*REQUIREMENT:* Output the material beneath this task exactly, images excluded.

*MATERIAL PROVIDED:*
## Start
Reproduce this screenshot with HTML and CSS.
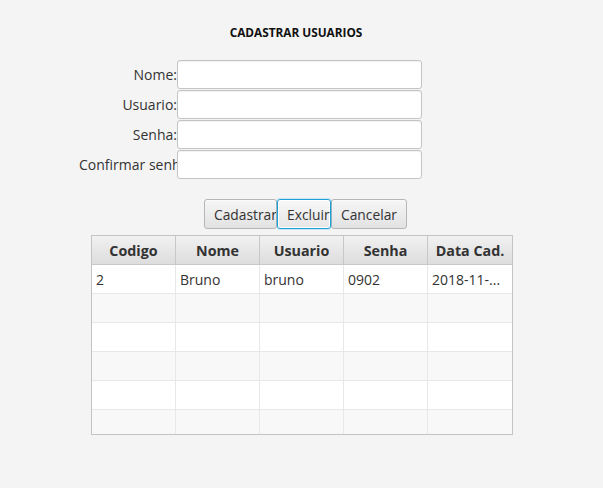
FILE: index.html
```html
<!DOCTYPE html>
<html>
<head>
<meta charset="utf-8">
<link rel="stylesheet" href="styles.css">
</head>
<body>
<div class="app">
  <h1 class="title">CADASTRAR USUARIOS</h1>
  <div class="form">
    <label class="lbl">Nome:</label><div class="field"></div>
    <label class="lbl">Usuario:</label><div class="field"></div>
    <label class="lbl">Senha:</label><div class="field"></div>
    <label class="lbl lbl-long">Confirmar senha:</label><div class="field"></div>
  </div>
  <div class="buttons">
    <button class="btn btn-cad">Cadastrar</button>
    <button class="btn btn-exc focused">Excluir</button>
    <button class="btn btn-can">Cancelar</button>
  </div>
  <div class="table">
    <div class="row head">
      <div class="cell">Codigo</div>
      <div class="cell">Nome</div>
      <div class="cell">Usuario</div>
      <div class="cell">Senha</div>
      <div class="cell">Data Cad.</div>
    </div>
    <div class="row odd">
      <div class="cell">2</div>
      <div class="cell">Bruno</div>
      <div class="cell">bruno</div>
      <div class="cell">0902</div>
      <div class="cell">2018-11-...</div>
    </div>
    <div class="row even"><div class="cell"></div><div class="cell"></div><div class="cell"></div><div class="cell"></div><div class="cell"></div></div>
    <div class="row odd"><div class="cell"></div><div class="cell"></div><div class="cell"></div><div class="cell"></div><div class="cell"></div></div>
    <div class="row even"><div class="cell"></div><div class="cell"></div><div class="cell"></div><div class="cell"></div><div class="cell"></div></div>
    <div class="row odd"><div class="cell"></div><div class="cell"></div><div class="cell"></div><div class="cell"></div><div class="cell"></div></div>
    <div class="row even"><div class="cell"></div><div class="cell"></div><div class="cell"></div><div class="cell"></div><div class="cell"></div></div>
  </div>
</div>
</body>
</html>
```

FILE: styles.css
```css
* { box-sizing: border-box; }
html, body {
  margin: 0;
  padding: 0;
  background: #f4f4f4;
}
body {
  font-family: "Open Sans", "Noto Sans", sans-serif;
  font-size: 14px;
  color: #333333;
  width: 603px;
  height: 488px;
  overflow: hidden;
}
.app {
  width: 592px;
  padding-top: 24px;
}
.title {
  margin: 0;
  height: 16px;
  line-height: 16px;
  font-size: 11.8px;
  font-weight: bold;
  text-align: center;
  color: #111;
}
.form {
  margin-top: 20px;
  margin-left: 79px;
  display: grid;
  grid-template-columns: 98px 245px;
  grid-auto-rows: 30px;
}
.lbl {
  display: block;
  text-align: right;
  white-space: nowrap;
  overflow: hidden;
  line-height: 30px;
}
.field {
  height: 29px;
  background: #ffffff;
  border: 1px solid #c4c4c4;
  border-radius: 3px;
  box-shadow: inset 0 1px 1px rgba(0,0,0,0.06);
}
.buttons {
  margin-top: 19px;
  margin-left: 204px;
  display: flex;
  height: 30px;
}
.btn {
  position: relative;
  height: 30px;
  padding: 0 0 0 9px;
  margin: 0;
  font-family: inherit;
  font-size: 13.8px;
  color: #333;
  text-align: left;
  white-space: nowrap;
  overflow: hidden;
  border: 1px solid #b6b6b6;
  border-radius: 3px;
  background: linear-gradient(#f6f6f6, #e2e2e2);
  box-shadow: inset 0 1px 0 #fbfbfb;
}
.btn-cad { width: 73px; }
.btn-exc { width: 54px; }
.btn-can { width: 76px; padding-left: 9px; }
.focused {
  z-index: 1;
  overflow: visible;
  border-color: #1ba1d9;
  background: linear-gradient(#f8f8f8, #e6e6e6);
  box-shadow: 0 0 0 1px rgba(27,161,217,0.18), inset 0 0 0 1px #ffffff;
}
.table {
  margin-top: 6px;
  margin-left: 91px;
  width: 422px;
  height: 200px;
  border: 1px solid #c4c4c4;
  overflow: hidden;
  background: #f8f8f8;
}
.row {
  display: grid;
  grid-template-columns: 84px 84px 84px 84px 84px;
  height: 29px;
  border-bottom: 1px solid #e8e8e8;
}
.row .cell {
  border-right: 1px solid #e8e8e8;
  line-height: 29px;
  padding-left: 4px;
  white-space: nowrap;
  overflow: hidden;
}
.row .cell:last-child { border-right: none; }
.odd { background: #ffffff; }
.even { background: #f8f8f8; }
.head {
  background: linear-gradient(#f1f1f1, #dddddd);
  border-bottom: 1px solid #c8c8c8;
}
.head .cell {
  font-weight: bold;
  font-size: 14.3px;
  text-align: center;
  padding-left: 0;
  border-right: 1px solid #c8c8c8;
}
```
## End
*COMPLETE ANSWER:*
Reproduce this screenshot with HTML and CSS.
FILE: index.html
```html
<!DOCTYPE html>
<html>
<head>
<meta charset="utf-8">
<link rel="stylesheet" href="styles.css">
</head>
<body>
<div class="app">
  <h1 class="title">CADASTRAR USUARIOS</h1>
  <div class="form">
    <label class="lbl">Nome:</label><div class="field"></div>
    <label class="lbl">Usuario:</label><div class="field"></div>
    <label class="lbl">Senha:</label><div class="field"></div>
    <label class="lbl lbl-long">Confirmar senha:</label><div class="field"></div>
  </div>
  <div class="buttons">
    <button class="btn btn-cad">Cadastrar</button>
    <button class="btn btn-exc focused">Excluir</button>
    <button class="btn btn-can">Cancelar</button>
  </div>
  <div class="table">
    <div class="row head">
      <div class="cell">Codigo</div>
      <div class="cell">Nome</div>
      <div class="cell">Usuario</div>
      <div class="cell">Senha</div>
      <div class="cell">Data Cad.</div>
    </div>
    <div class="row odd">
      <div class="cell">2</div>
      <div class="cell">Bruno</div>
      <div class="cell">bruno</div>
      <div class="cell">0902</div>
      <div class="cell">2018-11-...</div>
    </div>
    <div class="row even"><div class="cell"></div><div class="cell"></div><div class="cell"></div><div class="cell"></div><div class="cell"></div></div>
    <div class="row odd"><div class="cell"></div><div class="cell"></div><div class="cell"></div><div class="cell"></div><div class="cell"></div></div>
    <div class="row even"><div class="cell"></div><div class="cell"></div><div class="cell"></div><div class="cell"></div><div class="cell"></div></div>
    <div class="row odd"><div class="cell"></div><div class="cell"></div><div class="cell"></div><div class="cell"></div><div class="cell"></div></div>
    <div class="row even"><div class="cell"></div><div class="cell"></div><div class="cell"></div><div class="cell"></div><div class="cell"></div></div>
  </div>
</div>
</body>
</html>
```

FILE: styles.css
```css
* { box-sizing: border-box; }
html, body {
  margin: 0;
  padding: 0;
  background: #f4f4f4;
}
body {
  font-family: "Open Sans", "Noto Sans", sans-serif;
  font-size: 14px;
  color: #333333;
  width: 603px;
  height: 488px;
  overflow: hidden;
}
.app {
  width: 592px;
  padding-top: 24px;
}
.title {
  margin: 0;
  height: 16px;
  line-height: 16px;
  font-size: 11.8px;
  font-weight: bold;
  text-align: center;
  color: #111;
}
.form {
  margin-top: 20px;
  margin-left: 79px;
  display: grid;
  grid-template-columns: 98px 245px;
  grid-auto-rows: 30px;
}
.lbl {
  display: block;
  text-align: right;
  white-space: nowrap;
  overflow: hidden;
  line-height: 30px;
}
.field {
  height: 29px;
  background: #ffffff;
  border: 1px solid #c4c4c4;
  border-radius: 3px;
  box-shadow: inset 0 1px 1px rgba(0,0,0,0.06);
}
.buttons {
  margin-top: 19px;
  margin-left: 204px;
  display: flex;
  height: 30px;
}
.btn {
  position: relative;
  height: 30px;
  padding: 0 0 0 9px;
  margin: 0;
  font-family: inherit;
  font-size: 13.8px;
  color: #333;
  text-align: left;
  white-space: nowrap;
  overflow: hidden;
  border: 1px solid #b6b6b6;
  border-radius: 3px;
  background: linear-gradient(#f6f6f6, #e2e2e2);
  box-shadow: inset 0 1px 0 #fbfbfb;
}
.btn-cad { width: 73px; }
.btn-exc { width: 54px; }
.btn-can { width: 76px; padding-left: 9px; }
.focused {
  z-index: 1;
  overflow: visible;
  border-color: #1ba1d9;
  background: linear-gradient(#f8f8f8, #e6e6e6);
  box-shadow: 0 0 0 1px rgba(27,161,217,0.18), inset 0 0 0 1px #ffffff;
}
.table {
  margin-top: 6px;
  margin-left: 91px;
  width: 422px;
  height: 200px;
  border: 1px solid #c4c4c4;
  overflow: hidden;
  background: #f8f8f8;
}
.row {
  display: grid;
  grid-template-columns: 84px 84px 84px 84px 84px;
  height: 29px;
  border-bottom: 1px solid #e8e8e8;
}
.row .cell {
  border-right: 1px solid #e8e8e8;
  line-height: 29px;
  padding-left: 4px;
  white-space: nowrap;
  overflow: hidden;
}
.row .cell:last-child { border-right: none; }
.odd { background: #ffffff; }
.even { background: #f8f8f8; }
.head {
  background: linear-gradient(#f1f1f1, #dddddd);
  border-bottom: 1px solid #c8c8c8;
}
.head .cell {
  font-weight: bold;
  font-size: 14.3px;
  text-align: center;
  padding-left: 0;
  border-right: 1px solid #c8c8c8;
}
```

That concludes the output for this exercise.